La Chine a subi des désengagements massifs d’investisseurs non-résidents fin 2024, avant de connaître un léger redressement en début d’année. L’Inde et le Brésil, grâce à une stabilité macroéconomique renforcée, ont vu leur attractivité financière progresser. En revanche, les pays africains, notamment ceux classés comme économies « frontières », doivent affronter des conditions d’emprunt particulièrement onéreuses, avec des spreads obligataires dépassant parfois les 8 %, freinant ainsi leur accès aux marchés internationaux.
*Vers une autonomie financière responsable*
La Cnuced appelle aujourd’hui à une refonte structurelle de la coopération internationale. Elle insiste sur la nécessité de réorienter l’aide publique vers des projets durables, productifs et structurants, et de donner aux pays bénéficiaires une voix réelle dans la planification de l’aide. Mais en attendant une refonte de l’ordre mondial, c’est aux États eux-mêmes qu’il appartient de poser les fondations de leur résilience.
Les expériences du Bénin, du Sénégal, du Rwanda ou du Nigeria démontrent que l’ingéniosité financière, couplée à une volonté politique affirmée, permet de bâtir des alternatives crédibles.
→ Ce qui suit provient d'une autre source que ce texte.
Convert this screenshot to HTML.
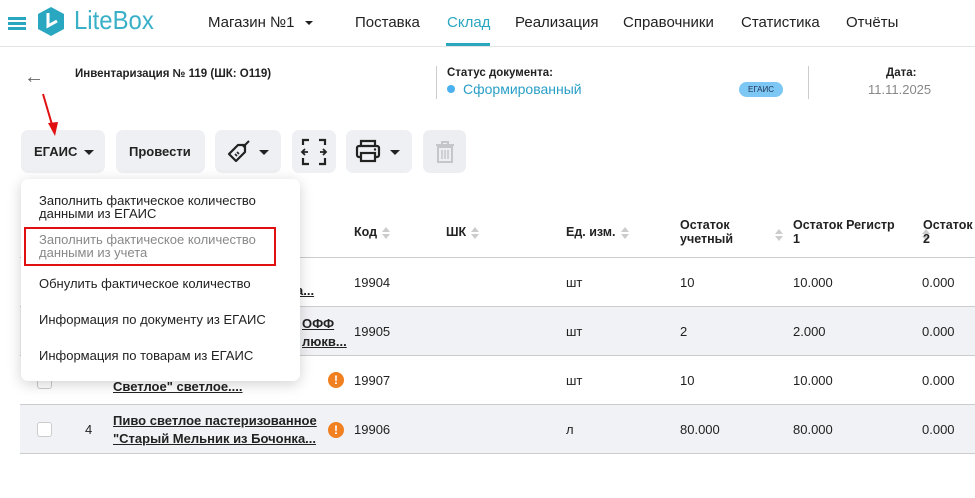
<!DOCTYPE html>
<html><head><meta charset="utf-8">
<style>
*{margin:0;padding:0;box-sizing:border-box}
body{width:975px;height:498px;overflow:hidden;background:#fff;font-family:"Liberation Sans",sans-serif;color:#222;position:relative}
.a{position:absolute;white-space:nowrap}
.nav{font-size:15px;top:14px;color:#222}
.btn{position:absolute;top:130px;height:43px;background:#eef0f3;border-radius:7px}
.caret{display:inline-block;width:0;height:0;border-left:5px solid transparent;border-right:5px solid transparent;border-top:5px solid #222;vertical-align:middle}
.th{font-size:12.5px;font-weight:bold;color:#222;position:absolute}
.sort{display:inline-block;width:8px;height:12px;position:relative;vertical-align:middle;margin-left:5px}
.sort:before{content:"";position:absolute;top:0;left:0;border-left:4px solid transparent;border-right:4px solid transparent;border-bottom:5px solid #ccc}
.sort:after{content:"";position:absolute;bottom:0;left:0;border-left:4px solid transparent;border-right:4px solid transparent;border-top:5px solid #ccc}
.row{position:absolute;left:20px;width:955px;height:49px;border-bottom:1px solid #ccc}
.td{position:absolute;font-size:13px;color:#222}
.name{position:absolute;left:113px;font-size:13px;font-weight:bold;text-decoration:underline;line-height:18px;color:#222}
.ex{position:absolute;left:328px;width:16px;height:16px;border-radius:50%;background:#f08020;color:#fff;font-weight:bold;font-size:12px;text-align:center;line-height:16px}
.cb{position:absolute;left:37px;width:15px;height:15px;border:1px solid #ccc;border-radius:3px;background:#fff}
.mi{position:absolute;left:39px;font-size:13px;color:#222;line-height:13px}
</style></head><body>
<div class="a" style="left:8px;top:17px;width:18px;height:3px;background:#2aa7c0;box-shadow:0 5px 0 #2aa7c0,0 10px 0 #2aa7c0"></div>
<svg class="a" style="left:36px;top:6px" width="30" height="31" viewBox="0 0 30 31"><path d="M15 1 L28 8 L28 23 L15 30 L2 23 L2 8 Z" fill="#2aa7c0"/><path d="M12 7 L12 20 L21 15" fill="none" stroke="#fff" stroke-width="3"/></svg>
<div class="a" style="left:74px;top:5px;font-size:26px;color:#3ab0c8;transform:scaleX(0.92);transform-origin:left">LiteBox</div>
<div class="a nav" style="left:208px">Магазин №1 <span class="caret" style="margin-left:6px;border-width:4px 4px 0"></span></div>
<div class="a nav" style="left:355px">Поставка</div>
<div class="a nav" style="left:447px;color:#2aa7c0">Склад</div>
<div class="a" style="left:446px;top:43px;width:44px;height:3px;background:#2aa7c0"></div>
<div class="a nav" style="left:515px">Реализация</div>
<div class="a nav" style="left:623px">Справочники</div>
<div class="a nav" style="left:741px">Статистика</div>
<div class="a nav" style="left:846px">Отчёты</div>
<div class="a" style="left:0;top:46px;width:975px;height:1px;background:#e3e3e3"></div>
<div class="a" style="left:24px;top:66px;font-size:20px;color:#666">&#8592;</div>
<div class="a" style="left:75px;top:68px;font-size:11.5px;font-weight:bold">Инвентаризация № 119 (ШК: О119)</div>
<div class="a" style="left:436px;top:66px;width:1px;height:33px;background:#ccc"></div>
<div class="a" style="left:447px;top:67px;font-size:11.5px;font-weight:bold">Статус документа:</div>
<div class="a" style="left:447px;top:85px;width:8px;height:8px;border-radius:50%;background:#4ab0ef"></div>
<div class="a" style="left:463px;top:81px;font-size:14px;color:#2a9fc6">Сформированный</div>
<div class="a" style="left:739px;top:82px;width:44px;height:15px;border-radius:8px;background:#7cc7f3;font-size:8px;color:#235;text-align:center;line-height:15px">ЕГАИС</div>
<div class="a" style="left:808px;top:66px;width:1px;height:33px;background:#ccc"></div>
<div class="a" style="left:886px;top:67px;font-size:11.5px;font-weight:bold">Дата:</div>
<div class="a" style="left:868px;top:82px;font-size:13px;color:#888">11.11.2025</div>
<div class="btn" style="left:21px;width:84px"><span class="a" style="left:13px;top:14px;font-size:13px;font-weight:bold">ЕГАИС</span><span class="caret a" style="left:63px;top:20px"></span></div>
<div class="btn" style="left:116px;width:89px"><span class="a" style="left:13px;top:14px;font-size:13px;font-weight:bold">Провести</span></div>
<div class="btn" style="left:215px;width:66px"><svg class="a" style="left:10px;top:9px" width="26" height="26" viewBox="0 0 26 26"><path d="M4 15 L13 6 L20 6 L20 13 L11 22 Z" fill="none" stroke="#222" stroke-width="2.2" stroke-linejoin="round"/><path d="M18 8 L24 2" stroke="#222" stroke-width="2"/><path d="M10 15 L12 17 M12 13 L14 15" stroke="#222" stroke-width="1.6"/></svg><span class="caret a" style="left:44px;top:20px"></span></div>
<div class="btn" style="left:292px;width:44px"><svg class="a" style="left:8px;top:7px" width="28" height="30" viewBox="0 0 28 30"><path d="M3 8 V3 H9 M19 3 H25 V8 M3 21 V27 H9 M19 27 H25 V21" fill="none" stroke="#222" stroke-width="2.2"/><path d="M2 15 H8 M5 12 L2 15 L5 18 M26 15 H20 M23 12 L26 15 L23 18" fill="none" stroke="#222" stroke-width="1.8"/></svg></div>
<div class="btn" style="left:346px;width:66px"><svg class="a" style="left:9px;top:9px" width="26" height="24" viewBox="0 0 26 24"><path d="M6 6 V2 H20 V6" fill="none" stroke="#222" stroke-width="2.2"/><rect x="2" y="7" width="22" height="11" rx="2" fill="none" stroke="#222" stroke-width="2.2"/><rect x="6" y="14" width="14" height="8" fill="#eef0f3" stroke="#222" stroke-width="2.2"/><circle cx="20" cy="10.5" r="1.2" fill="#222"/></svg><span class="caret a" style="left:44px;top:20px"></span></div>
<div class="btn" style="left:423px;width:43px;background:#eceef1"><svg class="a" style="left:12px;top:11px" width="20" height="22" viewBox="0 0 20 22"><path d="M1 4 H19 M7 4 V1 H13 V4" fill="none" stroke="#c4c6ca" stroke-width="2"/><rect x="3" y="6" width="14" height="15" fill="none" stroke="#c4c6ca" stroke-width="2"/><path d="M7 9 V18 M10 9 V18 M13 9 V18" stroke="#c4c6ca" stroke-width="1.5"/></svg></div>
<svg class="a" style="left:38px;top:92px" width="24" height="48"><line x1="5" y1="2" x2="15" y2="36" stroke="#e01010" stroke-width="2"/><path d="M10 31 L17 44 L20 30 Z" fill="#e01010"/></svg>
<div class="th" style="left:354px;top:225px">Код<span class="sort"></span></div>
<div class="th" style="left:446px;top:225px">ШК<span class="sort"></span></div>
<div class="th" style="left:566px;top:225px">Ед. изм.<span class="sort"></span></div>
<div class="th" style="left:680px;top:218px;line-height:14px">Остаток<br>учетный</div>
<div class="a sort" style="left:770px;top:226px"></div>
<div class="th" style="left:793px;top:218px;line-height:14px">Остаток Регистр<br>1</div>
<div class="a sort" style="left:900px;top:226px"></div>
<div class="th" style="left:923px;top:218px;line-height:14px">Остаток<br>2</div>
<div class="a" style="left:20px;top:257px;width:955px;height:1px;background:#ccc"></div>
<div class="row" style="top:258px;background:#fff"><span class="name" style="top:24px;left:276px">а...</span><span class="td" style="left:334px;top:17px">19904</span><span class="td" style="left:546px;top:17px">шт</span><span class="td" style="left:660px;top:17px">10</span><span class="td" style="left:773px;top:17px">10.000</span><span class="td" style="left:902px;top:17px">0.000</span></div>
<div class="row" style="top:307px;background:#f1f2f5"><span class="name" style="top:8px;left:282px">ОФФ<br>люкв...</span><span class="td" style="left:334px;top:17px">19905</span><span class="td" style="left:546px;top:17px">шт</span><span class="td" style="left:660px;top:17px">2</span><span class="td" style="left:773px;top:17px">2.000</span><span class="td" style="left:902px;top:17px">0.000</span></div>
<div class="row" style="top:356px;background:#fff"><span class="cb" style="left:17px;top:18px"></span><span class="name" style="top:22px;left:93px">Светлое" светлое....</span><span class="ex" style="left:308px;top:16px">!</span><span class="td" style="left:334px;top:17px">19907</span><span class="td" style="left:546px;top:17px">шт</span><span class="td" style="left:660px;top:17px">10</span><span class="td" style="left:773px;top:17px">10.000</span><span class="td" style="left:902px;top:17px">0.000</span></div>
<div class="row" style="top:405px;background:#f1f2f5"><span class="cb" style="left:17px;top:17px"></span><span class="td" style="left:65px;top:17px">4</span><span class="name" style="top:7px;left:93px">Пиво светлое пастеризованное<br>"Старый Мельник из Бочонка...</span><span class="ex" style="left:308px;top:17px">!</span><span class="td" style="left:334px;top:17px">19906</span><span class="td" style="left:546px;top:17px">л</span><span class="td" style="left:660px;top:17px">80.000</span><span class="td" style="left:773px;top:17px">80.000</span><span class="td" style="left:902px;top:17px">0.000</span></div>
<div class="a" style="left:21px;top:179px;width:279px;height:202px;background:#fff;border-radius:7px;box-shadow:0 3px 14px rgba(0,0,0,0.18)"></div>
<div class="mi" style="top:194px">Заполнить фактическое количество<br>данными из ЕГАИС</div>
<div class="a" style="left:24px;top:227px;width:252px;height:39px;border:2px solid #e01010"></div>
<div class="mi" style="top:233px;color:#888">Заполнить фактическое количество<br>данными из учета</div>
<div class="mi" style="top:277px">Обнулить фактическое количество</div>
<div class="mi" style="top:313px">Информация по документу из ЕГАИС</div>
<div class="mi" style="top:349px">Информация по товарам из ЕГАИС</div>
</body></html>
La diversification des sources de financement, l’essor de l’épargne domestique, le renforcement des marchés régionaux de capitaux, l’optimisation fiscale et la transparence budgétaire sont désormais les piliers d’un développement souverain.
La route vers l’autonomie financière est semée d’embûches, mais elle est aussi porteuse d’une promesse : celle d’un continent africain capable de prendre en main son destin, sans renoncer à l’ambition d’un développement inclusif, durable et équitable.